Despite the importance of the genocide issue, Aydın argued that Armenia’s current strategy seems to be one in which normalization is pursued without such a historical commission, a strategy that would likely please Turkey, which is eager to leave the genocide issue behind. However, Aydın cautioned that leaving the issue unresolved may be unpopular with the Armenian public, and the diaspora abroad. Following Joe Biden’s genocide announcement, it has remained unclear what the next step is in a possible truth and reconciliation process. When asked what effect a normalization in Turkish-Armenian relations might have on Turkey’s upcoming elections, Dr Aydın said “The government needs a foreign policy success story heading into the election. But it’s impossible to know how effective or beneficial such a success might be on an election result.
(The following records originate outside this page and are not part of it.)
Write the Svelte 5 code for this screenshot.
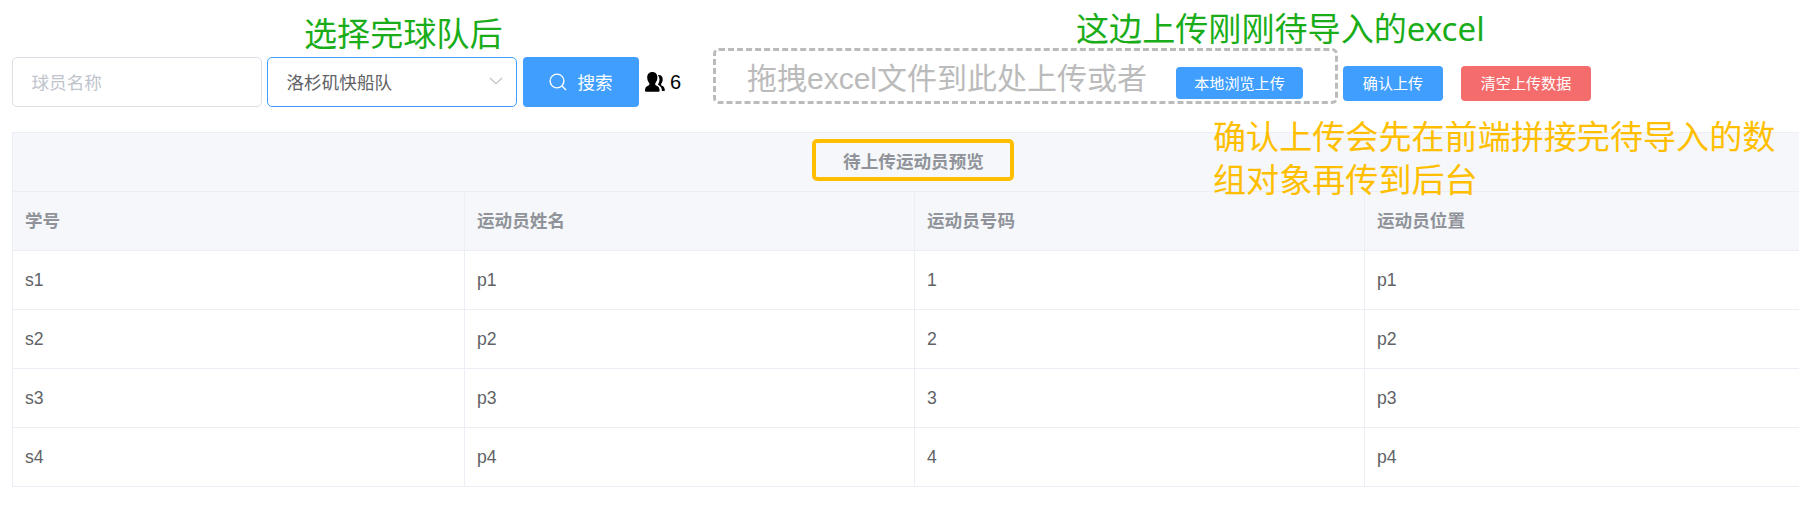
<script>
  const columns = ['学号', '运动员姓名', '运动员号码', '运动员位置'];
  const rows = [
    ['s1', 'p1', '1', 'p1'],
    ['s2', 'p2', '2', 'p2'],
    ['s3', 'p3', '3', 'p3'],
    ['s4', 'p4', '4', 'p4']
  ];
</script>

<main>
  <div class="toolbar">
    <div class="field placeholder"><span>球员名称</span></div>
    <div class="field select">
      <span>洛杉矶快船队</span>
      <svg width="14" height="8" viewBox="0 0 14 8"><path d="M1 1l6 5.700L13 1" fill="none" stroke="#c0c4cc" stroke-width="1.3" /></svg>
    </div>
    <button class="search">
      <svg width="18" height="18" viewBox="0 0 18 18" fill="none" stroke="#fff" stroke-width="1.4"><circle cx="8" cy="8" r="6.9" /><path d="M13 13l4 4" /></svg>
      <span>搜索</span>
    </button>
    <svg class="people" width="20" height="20" viewBox="0 0 20 20">
      <path d="M13 3.200c2.900-.5 4.700 1.400 4.700 4.300 0 1.900-.8 3.200-1.500 4.200-.4 1 0 1.500 1 2.100 2 1.100 2.600 2.300 2.600 5.200h-2.900c0-3-1-4.600-3.200-5.700-.7-.4-.8-.9-.4-1.600 1.600-2.600 1.700-6.200-.3-8.500z" />
      <path stroke="#fff" stroke-width="1" paint-order="stroke" d="M7.300 0c3.200 0 5.100 2.200 5.100 5.500 0 2.600-1 4.300-2.100 5.700-.5 1.200.1 1.900 1.300 2.500 2.200 1 3 2.300 3 4.900 0 .8-.3 1.200-1 1.200H1c-.7 0-1-.4-1-1.200 0-2.600.8-3.900 3-4.900 1.200-.6 1.800-1.300 1.300-2.500C3.200 9.800 2.200 8.100 2.200 5.500 2.200 2.200 4.100 0 7.300 0z" />
    </svg>
    <span class="count">6</span>
    <div class="drop">
      <span>拖拽excel文件到此处上传或者</span>
      <button class="small local">本地浏览上传</button>
    </div>
    <button class="small confirm">确认上传</button>
    <button class="small danger">清空上传数据</button>
  </div>

  <div class="table">
    <div class="title">待上传运动员预览</div>
    {#each columns as column}<div class="cell head">{column}</div>{/each}
    {#each rows as row}
      {#each row as value}<div class="cell">{value}</div>{/each}
    {/each}
  </div>

  <div class="note green pick">选择完球队后</div>
  <div class="note green upload">这边上传刚刚待导入的excel</div>
  <div class="note yellow">确认上传会先在前端拼接完待导入的数<br />组对象再传到后台</div>
  <div class="mark"></div>
</main>

<style>
  :global(body) { background: #fff; overflow: hidden; }
  main {
    position: relative;
    width: 1799px;
    height: 532px;
    overflow: hidden;
    box-sizing: border-box;
    padding: 48px 0 0 12px;
    font: 17.6px "Liberation Sans", "Noto Sans CJK SC", sans-serif;
    color: #606266;
  }
  .toolbar { display: flex; align-items: flex-start; height: 84px; white-space: nowrap; }
  .field {
    box-sizing: border-box;
    display: flex;
    align-items: center;
    justify-content: space-between;
    width: 250px;
    height: 50px;
    margin-top: 9px;
    padding: 0 13px 0 18.5px;
    border: 1px solid #dcdfe6;
    border-radius: 5px;
  }
  .field span, .search span { padding-bottom: 2px; }
  .placeholder { color: #c0c4cc; }
  .select { margin-left: 5px; border-color: #409eff; }
  .select svg { margin-top: -3px; }
  button {
    border: 0;
    padding: 0;
    border-radius: 4px;
    background: #409eff;
    color: #fff;
    font: inherit;
    white-space: nowrap;
  }
  .search {
    display: flex;
    align-items: center;
    justify-content: center;
    gap: 10px;
    width: 116px;
    height: 50px;
    margin: 9px 6px 0;
  }
  .people { flex: none; margin-top: 24px; fill: #000; }
  .count { margin: 22px 0 0 5px; width: 43px; font-size: 20px; line-height: 24px; color: #000; }
  .drop {
    box-sizing: border-box;
    display: flex;
    align-items: flex-start;
    width: 625px;
    height: 56px;
    padding-left: 31px;
    border: 3px dashed #bbb;
    border-radius: 6px;
    color: #bbb;
    font-size: 30px;
    line-height: 56px;
  }
  .drop span { width: 429px; }
  .small { flex: none; font-size: 15.1px; line-height: 35px; height: 35px; margin-top: 18px; }
  .local { width: 127px; height: 32px; line-height: 33px; margin-top: 16px; }
  .confirm { width: 100px; margin-left: 5px; }
  .danger { width: 130px; margin-left: 18px; background: #f56c6c; }
  .table {
    display: grid;
    grid-template-columns: 452px repeat(3, 450px);
    grid-auto-rows: 59px;
    width: 1802px;
    border: 1px solid #ebeef5;
    border-right: 0;
    border-bottom: 0;
  }
  .title, .cell {
    box-sizing: border-box;
    border-right: 1px solid #ebeef5;
    border-bottom: 1px solid #ebeef5;
    line-height: 58px;
  }
  .title { grid-column: 1 / -1; text-align: center; }
  .title, .head { background: #f5f7fa; color: #909399; font-weight: 700; }
  .cell { padding-left: 12px; }
  .note {
    position: absolute;
    font: 33.1px/43px "Noto Sans", "Noto Sans CJK SC", sans-serif;
    white-space: nowrap;
  }
  .green { color: #1aad19; }
  .yellow { left: 1213px; top: 115px; color: #ffbf00; }
  .pick { left: 304px; top: 12px; }
  .upload { left: 1076px; top: 7px; }
  .mark {
    position: absolute;
    left: 812px;
    top: 139px;
    width: 202px;
    height: 42px;
    box-sizing: border-box;
    border: 4px solid #ffbf00;
    border-radius: 5px;
  }
</style>
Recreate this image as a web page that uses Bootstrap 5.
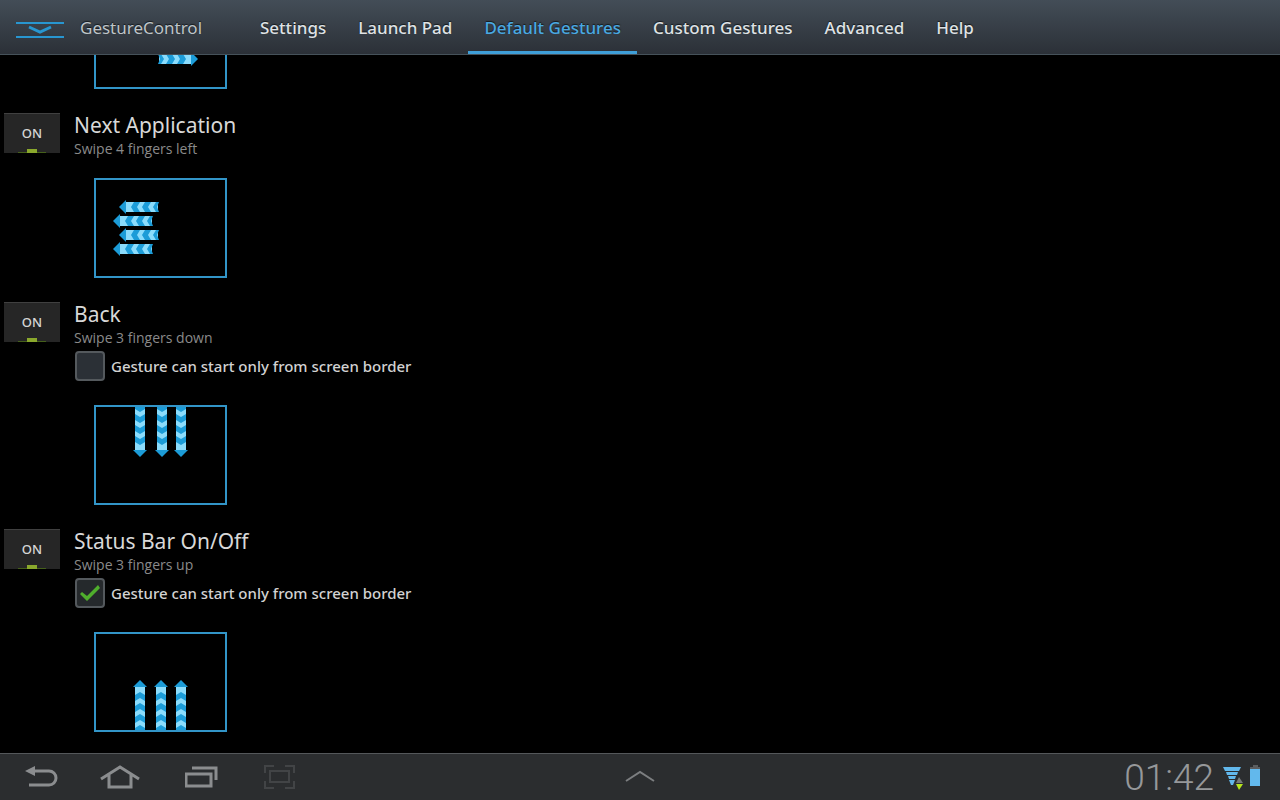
<!DOCTYPE html>
<html lang="en">
<head>
<meta charset="utf-8">
<meta name="viewport" content="width=device-width, initial-scale=1">
<title>GestureControl</title>
<link href="https://cdn.jsdelivr.net/npm/bootstrap@5.3.0/dist/css/bootstrap.min.css" rel="stylesheet">
<style>
  body { background: #000; color: #d2d2d2; font-family: "Noto Sans", sans-serif; }
  .topbar { height: 55px; background: linear-gradient(#434d57, #2b3037); border-bottom: 1px solid #46525a; text-shadow: 0 -1px 1px #14181c; }
  .brand-name { font-size: 17px; line-height: 24px; color: #bfc5c9; width: 164px; margin: 2px 0 0 16px; flex-shrink: 0; }
  .tabs .nav-link { font-size: 17px; font-weight: 500; line-height: 24px; padding: 16px 16px 11px; color: #dfe2e5; border-bottom: 3px solid transparent; }
  .tabs .nav-link.active { color: #4aa9e2; border-color: #3f9fd8; }
  .gestures { gap: 24px; padding: 0 4px 21px; }
  .gesture { gap: 14px; }
  .toggle { width: 56px; height: 40px; background: #262626; border: 0; border-top: 1px solid #404040; color: #d6d6d6; font-size: 13px; font-weight: 500; padding: 0; position: relative; }
  .toggle::after { content: ""; position: absolute; left: 23px; bottom: 0; width: 10px; height: 4px; background: #8aa82c; }
  .toggle::before { content: ""; position: absolute; left: 14px; right: 14px; bottom: 0; height: 1px; background: #45601a; }
  .title-text { font-size: 21px; line-height: 24px; font-weight: 400; color: #d8d8d8; }
  .hint { font-family: "Open Sans", sans-serif; font-size: 14px; line-height: 24px; padding-bottom: 1px; color: #8a8a8a; }
  .opt { height: 38px; gap: 6px; padding: 0 0 8px 1px; font-size: 15px; font-weight: 500; }
  .opt .form-check-input { width: 30px; height: 30px; margin: 0; border: 2px solid #54595d; border-radius: 4px; background-color: #2b3036; }
  .opt .form-check-input:checked { background-color: #25292c; background-size: 26px; background-image: url("data:image/svg+xml,%3Csvg xmlns='http://www.w3.org/2000/svg' viewBox='0 0 26 26'%3E%3Cpath d='M3 14l2-2 5 4L21 5l2 3L10 21z' fill='%234fae2c'/%3E%3C/svg%3E"); }
  .preview { margin: 16px 0 0 20px; display: block; }
  .sysbar { height: 47px; background: #2b2d2f; border-top: 1px solid #54575a; }
  .sysbar .side { flex: 1 1 0; }
  .sysbar button { background: none; border: 0; padding: 0; width: 80px; height: 46px; }
  .sysbar button svg { display: block; margin: auto; }
  .clock { font: 300 37px/46px Roboto, sans-serif; color: #96989a; padding-top: 2px; }
  .status-icons { margin: 0 19px 0 9px; }
</style>
</head>
<body>
<svg width="0" height="0" class="position-absolute" aria-hidden="true">
  <defs>
    <!-- upward arrows with the tip at 0,0 -->
    <g id="stripes">
      <path d="M-5 15l5-3 5 3v6l-5-3-5 3zM-5 26l5-3 5 3v6l-5-3-5 3z" fill="#1c9cd8"/>
      <path d="M-7 7L0 0 7 7z" fill="#1c9cd8"/>
    </g>
    <g id="arrow-long">
      <path d="M-5 6H5V50H-5z" fill="#8bdcfc"/>
      <use href="#stripes"/>
      <path d="M-5 37l5-3 5 3v6l-5-3-5 3zM-5 48l5-3 5 3v2H-5z" fill="#1c9cd8"/>
    </g>
    <g id="arrow-short">
      <path d="M-5 6H5V39H-5z" fill="#8bdcfc"/>
      <use href="#stripes"/>
      <path d="M-5 37l5-3 5 3v3l-5-2-5 2z" fill="#1c9cd8"/>
    </g>
    <path id="frame" d="M1 1H132V99H1z" fill="none" stroke="#3295c8" stroke-width="2"/>
  </defs>
</svg>
<div class="d-flex flex-column vh-100 overflow-hidden">
  <header class="topbar d-flex align-items-center flex-shrink-0 ps-3">
    <svg width="48" height="18" viewBox="0 0 48 18" fill="none" stroke="#2896d0" stroke-width="2" class="flex-shrink-0 mt-1"><path d="M0 3H48M0 17H48"/><path d="M13 7l11 5 11-5" stroke-width="3"/></svg>
    <span class="brand-name">GestureControl</span>
    <nav class="nav tabs flex-nowrap text-nowrap">
      <a class="nav-link" href="#">Settings</a>
      <a class="nav-link" href="#">Launch Pad</a>
      <a class="nav-link active" href="#" aria-current="page">Default Gestures</a>
      <a class="nav-link" href="#">Custom Gestures</a>
      <a class="nav-link" href="#">Advanced</a>
      <a class="nav-link" href="#">Help</a>
    </nav>
  </header>

  <main class="gestures flex-grow-1 d-flex flex-column justify-content-end overflow-hidden">
    <section class="gesture d-flex">
      <div class="toggle invisible"></div>
      <svg class="preview" width="133" height="100"><use href="#frame"/>
        <use href="#arrow-short" transform="translate(104 28) rotate(90)"/>
        <use href="#arrow-short" transform="translate(110 42) rotate(90)"/>
        <use href="#arrow-short" transform="translate(110 56) rotate(90)"/>
        <use href="#arrow-short" transform="translate(104 70) rotate(90)"/>
      </svg>
    </section>

    <section class="gesture d-flex align-items-start">
      <button type="button" class="toggle" aria-pressed="true">ON</button>
      <div>
        <h2 class="title-text m-0">Next Application</h2>
        <p class="hint m-0">Swipe 4 fingers left</p>
        <svg class="preview" width="133" height="100"><use href="#frame"/>
          <use href="#arrow-short" transform="translate(25 29) rotate(-90)"/>
          <use href="#arrow-short" transform="translate(19 43) rotate(-90)"/>
          <use href="#arrow-short" transform="translate(25 57) rotate(-90)"/>
          <use href="#arrow-short" transform="translate(19 71) rotate(-90)"/>
        </svg>
      </div>
    </section>

    <section class="gesture d-flex align-items-start">
      <button type="button" class="toggle" aria-pressed="true">ON</button>
      <div>
        <h2 class="title-text m-0">Back</h2>
        <p class="hint m-0">Swipe 3 fingers down</p>
        <div class="opt d-flex align-items-center">
          <input class="form-check-input" type="checkbox" id="border-back">
          <label for="border-back">Gesture can start only from screen border</label>
        </div>
        <svg class="preview" width="133" height="100"><use href="#frame"/>
          <use href="#arrow-long" transform="translate(46 52) rotate(180)"/>
          <use href="#arrow-long" transform="translate(68 52) rotate(180)"/>
          <use href="#arrow-long" transform="translate(87 52) rotate(180)"/>
        </svg>
      </div>
    </section>

    <section class="gesture d-flex align-items-start">
      <button type="button" class="toggle" aria-pressed="true">ON</button>
      <div>
        <h2 class="title-text m-0">Status Bar On/Off</h2>
        <p class="hint m-0">Swipe 3 fingers up</p>
        <div class="opt d-flex align-items-center">
          <input class="form-check-input" type="checkbox" id="border-status" checked>
          <label for="border-status">Gesture can start only from screen border</label>
        </div>
        <svg class="preview" width="133" height="100"><use href="#frame"/>
          <use href="#arrow-long" transform="translate(46 48)"/>
          <use href="#arrow-long" transform="translate(67 48)"/>
          <use href="#arrow-long" transform="translate(87 48)"/>
        </svg>
      </div>
    </section>
  </main>

  <footer class="sysbar d-flex align-items-center flex-shrink-0">
    <div class="side d-flex">
      <button type="button" class="ps-1" aria-label="Back"><svg width="34" height="26" viewBox="0 0 34 26"><path d="M9 7H24a7 7 0 0 1 0 14H4" fill="none" stroke="#8b8d8f" stroke-width="3"/><path d="M0 7L10 2V12z" fill="#8b8d8f"/></svg></button>
      <button type="button" aria-label="Home"><svg width="40" height="26" viewBox="0 0 40 26" fill="none" stroke="#8b8d8f" stroke-width="3"><path d="M1 15L20 3 39 15M9 11V23H31V11"/></svg></button>
      <button type="button" class="ps-1" aria-label="Recent apps"><svg width="34" height="26" viewBox="0 0 34 26" fill="none" stroke="#8b8d8f" stroke-width="3"><path d="M1 10H26V22H1z"/><path d="M7 4H31V16"/></svg></button>
      <button type="button" aria-label="Screenshot"><svg width="32" height="26" viewBox="0 0 32 26" fill="none" stroke="#424446" stroke-width="2"><path d="M6 7H25V18H6z"/><path d="M1 9V2H10M21 2H30V9M1 17V24H10M21 24H30V17"/></svg></button>
    </div>
    <button type="button" aria-label="Open tray"><svg width="30" height="14" viewBox="0 0 30 14" fill="none" stroke="#7c7e80" stroke-width="2"><path d="M1 11L15 2 29 11"/></svg></button>
    <div class="side d-flex align-items-center">
      <span class="clock ms-auto">01:42</span>
      <svg class="status-icons" width="38" height="28" viewBox="0 0 38 28">
        <path d="M0 4H18L16 8H2zM3 9H15L14 12H4zM5 13H13L12 16H6zM6 17H12L10 22H8z" fill="#62b8ec"/>
        <path d="M13 20L16 14 20 20z" fill="#77797a"/><path d="M13 21H20L16 27z" fill="#b6e61c"/>
        <path d="M30 2H35V5H30z" fill="#5b5d5f"/><path d="M27 5H37V23H27z" fill="#62b8ec"/><path d="M27 4H37V6H27z" fill="#5b5d5f"/>
      </svg>
    </div>
  </footer>
</div>
<script src="https://cdn.jsdelivr.net/npm/bootstrap@5.3.0/dist/js/bootstrap.bundle.min.js"></script>
</body>
</html>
I tend to think that it will not have a huge effect.”

Foreign Minister Çavuşoğlu announced Wednesday (15 December) that former Turkish Ambassador to the United States Serdar Kılıç had been appointed to lead the special envoy to discuss normalization. Armenian Foreign Minister Vahan Hunanyan shared a post on social media saying Armenia “is ready to normalize relations with Turkey without preconditions.” Responding to the news of normalization, US Secretary of State Antony Blinken shared a statement saying “We welcome and strongly support statements by Turkish and Armenian Foreign Ministers on appointing Special Envoys to discuss the process of normalization.”